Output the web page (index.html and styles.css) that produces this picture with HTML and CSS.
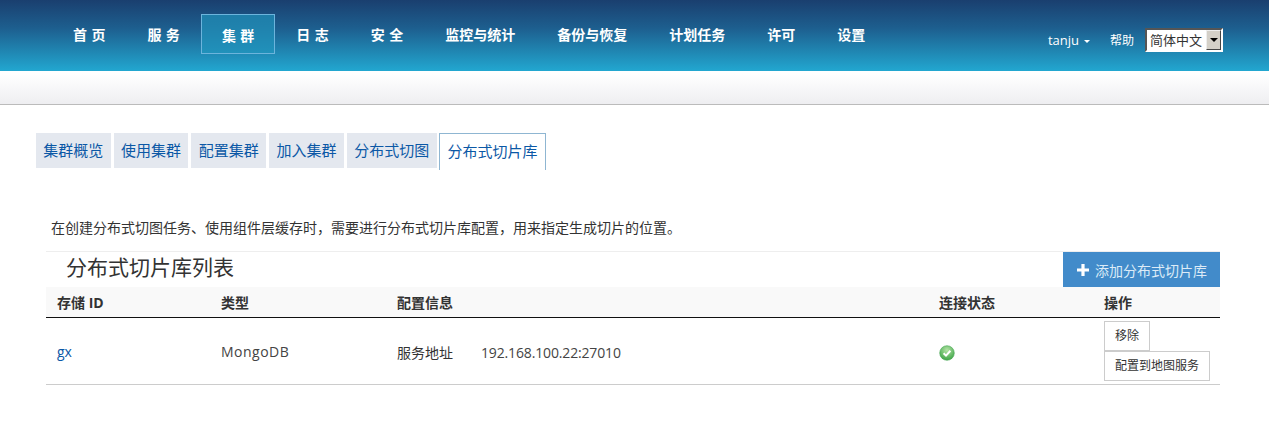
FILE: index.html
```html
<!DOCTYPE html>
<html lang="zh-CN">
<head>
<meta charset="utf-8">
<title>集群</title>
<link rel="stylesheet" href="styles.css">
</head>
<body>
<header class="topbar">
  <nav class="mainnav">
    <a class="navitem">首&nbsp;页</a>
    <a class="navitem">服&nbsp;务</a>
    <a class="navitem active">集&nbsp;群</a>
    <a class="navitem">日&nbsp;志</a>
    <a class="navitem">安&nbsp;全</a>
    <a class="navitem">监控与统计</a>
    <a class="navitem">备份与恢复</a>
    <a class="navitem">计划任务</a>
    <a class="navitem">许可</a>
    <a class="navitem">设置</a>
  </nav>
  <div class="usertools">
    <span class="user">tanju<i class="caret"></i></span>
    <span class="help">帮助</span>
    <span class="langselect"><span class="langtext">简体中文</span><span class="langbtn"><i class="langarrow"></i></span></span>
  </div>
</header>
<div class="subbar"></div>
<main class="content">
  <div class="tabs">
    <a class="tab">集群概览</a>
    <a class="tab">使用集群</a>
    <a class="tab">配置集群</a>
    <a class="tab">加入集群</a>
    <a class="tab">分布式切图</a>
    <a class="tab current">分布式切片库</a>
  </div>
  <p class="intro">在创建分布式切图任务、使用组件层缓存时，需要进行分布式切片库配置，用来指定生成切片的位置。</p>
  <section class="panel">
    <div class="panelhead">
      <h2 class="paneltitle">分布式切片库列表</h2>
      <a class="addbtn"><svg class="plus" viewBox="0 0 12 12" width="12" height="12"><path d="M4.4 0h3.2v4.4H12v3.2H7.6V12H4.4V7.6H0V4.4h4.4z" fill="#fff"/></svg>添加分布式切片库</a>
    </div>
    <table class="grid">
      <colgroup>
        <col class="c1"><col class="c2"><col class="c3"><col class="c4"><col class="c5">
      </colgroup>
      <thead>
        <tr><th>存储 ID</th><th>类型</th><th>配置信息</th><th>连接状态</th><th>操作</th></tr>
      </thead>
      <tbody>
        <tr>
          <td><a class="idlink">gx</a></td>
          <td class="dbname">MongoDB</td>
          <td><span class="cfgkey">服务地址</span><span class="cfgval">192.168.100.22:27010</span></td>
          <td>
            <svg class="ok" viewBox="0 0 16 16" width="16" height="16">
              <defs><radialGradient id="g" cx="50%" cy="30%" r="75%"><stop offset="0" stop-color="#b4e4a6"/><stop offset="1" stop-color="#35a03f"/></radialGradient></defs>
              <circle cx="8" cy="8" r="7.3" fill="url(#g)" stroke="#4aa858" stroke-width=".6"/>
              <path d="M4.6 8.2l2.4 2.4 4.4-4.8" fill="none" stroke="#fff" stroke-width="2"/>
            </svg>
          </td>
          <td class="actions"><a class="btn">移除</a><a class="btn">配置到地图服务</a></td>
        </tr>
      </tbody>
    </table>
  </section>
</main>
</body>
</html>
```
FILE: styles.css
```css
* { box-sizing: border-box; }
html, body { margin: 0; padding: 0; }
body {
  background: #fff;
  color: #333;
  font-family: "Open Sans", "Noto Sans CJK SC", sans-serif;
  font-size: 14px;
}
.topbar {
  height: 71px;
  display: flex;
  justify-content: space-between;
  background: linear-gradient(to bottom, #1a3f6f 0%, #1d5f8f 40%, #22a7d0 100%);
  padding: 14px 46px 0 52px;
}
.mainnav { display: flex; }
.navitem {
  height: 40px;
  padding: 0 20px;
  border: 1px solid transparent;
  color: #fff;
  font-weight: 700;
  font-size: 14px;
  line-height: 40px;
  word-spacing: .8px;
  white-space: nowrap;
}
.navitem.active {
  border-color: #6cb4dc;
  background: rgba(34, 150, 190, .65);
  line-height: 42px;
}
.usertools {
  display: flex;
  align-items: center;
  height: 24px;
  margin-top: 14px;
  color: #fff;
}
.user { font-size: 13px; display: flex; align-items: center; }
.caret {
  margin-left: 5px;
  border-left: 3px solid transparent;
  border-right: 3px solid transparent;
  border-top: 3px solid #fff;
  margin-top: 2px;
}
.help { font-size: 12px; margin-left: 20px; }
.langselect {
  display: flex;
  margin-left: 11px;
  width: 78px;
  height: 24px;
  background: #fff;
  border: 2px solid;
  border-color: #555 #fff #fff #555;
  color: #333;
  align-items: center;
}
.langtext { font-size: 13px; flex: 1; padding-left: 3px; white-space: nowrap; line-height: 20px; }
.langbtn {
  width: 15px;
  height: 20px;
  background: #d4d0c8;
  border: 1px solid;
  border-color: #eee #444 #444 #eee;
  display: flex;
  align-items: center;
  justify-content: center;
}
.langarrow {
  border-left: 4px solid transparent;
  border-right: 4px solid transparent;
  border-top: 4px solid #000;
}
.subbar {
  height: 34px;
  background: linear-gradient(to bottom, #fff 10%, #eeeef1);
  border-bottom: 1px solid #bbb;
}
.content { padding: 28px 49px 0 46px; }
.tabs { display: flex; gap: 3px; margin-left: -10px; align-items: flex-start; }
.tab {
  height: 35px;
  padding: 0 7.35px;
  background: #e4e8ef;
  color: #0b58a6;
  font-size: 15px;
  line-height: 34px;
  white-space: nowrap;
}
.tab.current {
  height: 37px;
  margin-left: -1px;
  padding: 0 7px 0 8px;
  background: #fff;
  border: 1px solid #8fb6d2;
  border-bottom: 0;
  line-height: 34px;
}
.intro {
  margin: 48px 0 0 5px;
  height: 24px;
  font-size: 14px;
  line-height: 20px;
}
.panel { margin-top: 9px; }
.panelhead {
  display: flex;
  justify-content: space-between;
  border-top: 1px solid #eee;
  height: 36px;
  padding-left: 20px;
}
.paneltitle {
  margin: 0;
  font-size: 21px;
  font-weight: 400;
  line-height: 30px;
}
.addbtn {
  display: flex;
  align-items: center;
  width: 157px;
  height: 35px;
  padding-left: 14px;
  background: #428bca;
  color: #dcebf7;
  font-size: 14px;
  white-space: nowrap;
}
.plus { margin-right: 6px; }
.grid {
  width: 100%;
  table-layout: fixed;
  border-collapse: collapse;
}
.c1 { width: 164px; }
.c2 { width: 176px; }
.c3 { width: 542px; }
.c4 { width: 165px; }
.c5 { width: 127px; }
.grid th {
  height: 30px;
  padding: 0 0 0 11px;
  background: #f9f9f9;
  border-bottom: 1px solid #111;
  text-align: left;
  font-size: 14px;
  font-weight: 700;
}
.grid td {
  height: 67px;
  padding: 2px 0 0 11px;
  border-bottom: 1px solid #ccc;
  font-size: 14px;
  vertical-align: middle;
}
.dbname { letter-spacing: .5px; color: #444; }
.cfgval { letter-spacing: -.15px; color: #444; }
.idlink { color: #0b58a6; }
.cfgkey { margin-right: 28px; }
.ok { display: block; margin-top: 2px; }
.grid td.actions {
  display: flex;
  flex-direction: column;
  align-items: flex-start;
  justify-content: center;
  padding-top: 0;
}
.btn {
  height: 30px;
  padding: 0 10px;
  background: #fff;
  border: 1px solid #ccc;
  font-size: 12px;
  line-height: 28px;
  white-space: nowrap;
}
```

◆ ◆ ◆ ◆ ◆ ◆ ◆

* STATED TASK
Your task is to repeat the material above exactly, without its pictures.

* COMPLETE OUTPUT
Output the web page (index.html and styles.css) that produces this picture with HTML and CSS.
FILE: index.html
```html
<!DOCTYPE html>
<html lang="zh-CN">
<head>
<meta charset="utf-8">
<title>集群</title>
<link rel="stylesheet" href="styles.css">
</head>
<body>
<header class="topbar">
  <nav class="mainnav">
    <a class="navitem">首&nbsp;页</a>
    <a class="navitem">服&nbsp;务</a>
    <a class="navitem active">集&nbsp;群</a>
    <a class="navitem">日&nbsp;志</a>
    <a class="navitem">安&nbsp;全</a>
    <a class="navitem">监控与统计</a>
    <a class="navitem">备份与恢复</a>
    <a class="navitem">计划任务</a>
    <a class="navitem">许可</a>
    <a class="navitem">设置</a>
  </nav>
  <div class="usertools">
    <span class="user">tanju<i class="caret"></i></span>
    <span class="help">帮助</span>
    <span class="langselect"><span class="langtext">简体中文</span><span class="langbtn"><i class="langarrow"></i></span></span>
  </div>
</header>
<div class="subbar"></div>
<main class="content">
  <div class="tabs">
    <a class="tab">集群概览</a>
    <a class="tab">使用集群</a>
    <a class="tab">配置集群</a>
    <a class="tab">加入集群</a>
    <a class="tab">分布式切图</a>
    <a class="tab current">分布式切片库</a>
  </div>
  <p class="intro">在创建分布式切图任务、使用组件层缓存时，需要进行分布式切片库配置，用来指定生成切片的位置。</p>
  <section class="panel">
    <div class="panelhead">
      <h2 class="paneltitle">分布式切片库列表</h2>
      <a class="addbtn"><svg class="plus" viewBox="0 0 12 12" width="12" height="12"><path d="M4.4 0h3.2v4.4H12v3.2H7.6V12H4.4V7.6H0V4.4h4.4z" fill="#fff"/></svg>添加分布式切片库</a>
    </div>
    <table class="grid">
      <colgroup>
        <col class="c1"><col class="c2"><col class="c3"><col class="c4"><col class="c5">
      </colgroup>
      <thead>
        <tr><th>存储 ID</th><th>类型</th><th>配置信息</th><th>连接状态</th><th>操作</th></tr>
      </thead>
      <tbody>
        <tr>
          <td><a class="idlink">gx</a></td>
          <td class="dbname">MongoDB</td>
          <td><span class="cfgkey">服务地址</span><span class="cfgval">192.168.100.22:27010</span></td>
          <td>
            <svg class="ok" viewBox="0 0 16 16" width="16" height="16">
              <defs><radialGradient id="g" cx="50%" cy="30%" r="75%"><stop offset="0" stop-color="#b4e4a6"/><stop offset="1" stop-color="#35a03f"/></radialGradient></defs>
              <circle cx="8" cy="8" r="7.3" fill="url(#g)" stroke="#4aa858" stroke-width=".6"/>
              <path d="M4.6 8.2l2.4 2.4 4.4-4.8" fill="none" stroke="#fff" stroke-width="2"/>
            </svg>
          </td>
          <td class="actions"><a class="btn">移除</a><a class="btn">配置到地图服务</a></td>
        </tr>
      </tbody>
    </table>
  </section>
</main>
</body>
</html>
```
FILE: styles.css
```css
* { box-sizing: border-box; }
html, body { margin: 0; padding: 0; }
body {
  background: #fff;
  color: #333;
  font-family: "Open Sans", "Noto Sans CJK SC", sans-serif;
  font-size: 14px;
}
.topbar {
  height: 71px;
  display: flex;
  justify-content: space-between;
  background: linear-gradient(to bottom, #1a3f6f 0%, #1d5f8f 40%, #22a7d0 100%);
  padding: 14px 46px 0 52px;
}
.mainnav { display: flex; }
.navitem {
  height: 40px;
  padding: 0 20px;
  border: 1px solid transparent;
  color: #fff;
  font-weight: 700;
  font-size: 14px;
  line-height: 40px;
  word-spacing: .8px;
  white-space: nowrap;
}
.navitem.active {
  border-color: #6cb4dc;
  background: rgba(34, 150, 190, .65);
  line-height: 42px;
}
.usertools {
  display: flex;
  align-items: center;
  height: 24px;
  margin-top: 14px;
  color: #fff;
}
.user { font-size: 13px; display: flex; align-items: center; }
.caret {
  margin-left: 5px;
  border-left: 3px solid transparent;
  border-right: 3px solid transparent;
  border-top: 3px solid #fff;
  margin-top: 2px;
}
.help { font-size: 12px; margin-left: 20px; }
.langselect {
  display: flex;
  margin-left: 11px;
  width: 78px;
  height: 24px;
  background: #fff;
  border: 2px solid;
  border-color: #555 #fff #fff #555;
  color: #333;
  align-items: center;
}
.langtext { font-size: 13px; flex: 1; padding-left: 3px; white-space: nowrap; line-height: 20px; }
.langbtn {
  width: 15px;
  height: 20px;
  background: #d4d0c8;
  border: 1px solid;
  border-color: #eee #444 #444 #eee;
  display: flex;
  align-items: center;
  justify-content: center;
}
.langarrow {
  border-left: 4px solid transparent;
  border-right: 4px solid transparent;
  border-top: 4px solid #000;
}
.subbar {
  height: 34px;
  background: linear-gradient(to bottom, #fff 10%, #eeeef1);
  border-bottom: 1px solid #bbb;
}
.content { padding: 28px 49px 0 46px; }
.tabs { display: flex; gap: 3px; margin-left: -10px; align-items: flex-start; }
.tab {
  height: 35px;
  padding: 0 7.35px;
  background: #e4e8ef;
  color: #0b58a6;
  font-size: 15px;
  line-height: 34px;
  white-space: nowrap;
}
.tab.current {
  height: 37px;
  margin-left: -1px;
  padding: 0 7px 0 8px;
  background: #fff;
  border: 1px solid #8fb6d2;
  border-bottom: 0;
  line-height: 34px;
}
.intro {
  margin: 48px 0 0 5px;
  height: 24px;
  font-size: 14px;
  line-height: 20px;
}
.panel { margin-top: 9px; }
.panelhead {
  display: flex;
  justify-content: space-between;
  border-top: 1px solid #eee;
  height: 36px;
  padding-left: 20px;
}
.paneltitle {
  margin: 0;
  font-size: 21px;
  font-weight: 400;
  line-height: 30px;
}
.addbtn {
  display: flex;
  align-items: center;
  width: 157px;
  height: 35px;
  padding-left: 14px;
  background: #428bca;
  color: #dcebf7;
  font-size: 14px;
  white-space: nowrap;
}
.plus { margin-right: 6px; }
.grid {
  width: 100%;
  table-layout: fixed;
  border-collapse: collapse;
}
.c1 { width: 164px; }
.c2 { width: 176px; }
.c3 { width: 542px; }
.c4 { width: 165px; }
.c5 { width: 127px; }
.grid th {
  height: 30px;
  padding: 0 0 0 11px;
  background: #f9f9f9;
  border-bottom: 1px solid #111;
  text-align: left;
  font-size: 14px;
  font-weight: 700;
}
.grid td {
  height: 67px;
  padding: 2px 0 0 11px;
  border-bottom: 1px solid #ccc;
  font-size: 14px;
  vertical-align: middle;
}
.dbname { letter-spacing: .5px; color: #444; }
.cfgval { letter-spacing: -.15px; color: #444; }
.idlink { color: #0b58a6; }
.cfgkey { margin-right: 28px; }
.ok { display: block; margin-top: 2px; }
.grid td.actions {
  display: flex;
  flex-direction: column;
  align-items: flex-start;
  justify-content: center;
  padding-top: 0;
}
.btn {
  height: 30px;
  padding: 0 10px;
  background: #fff;
  border: 1px solid #ccc;
  font-size: 12px;
  line-height: 28px;
  white-space: nowrap;
}
```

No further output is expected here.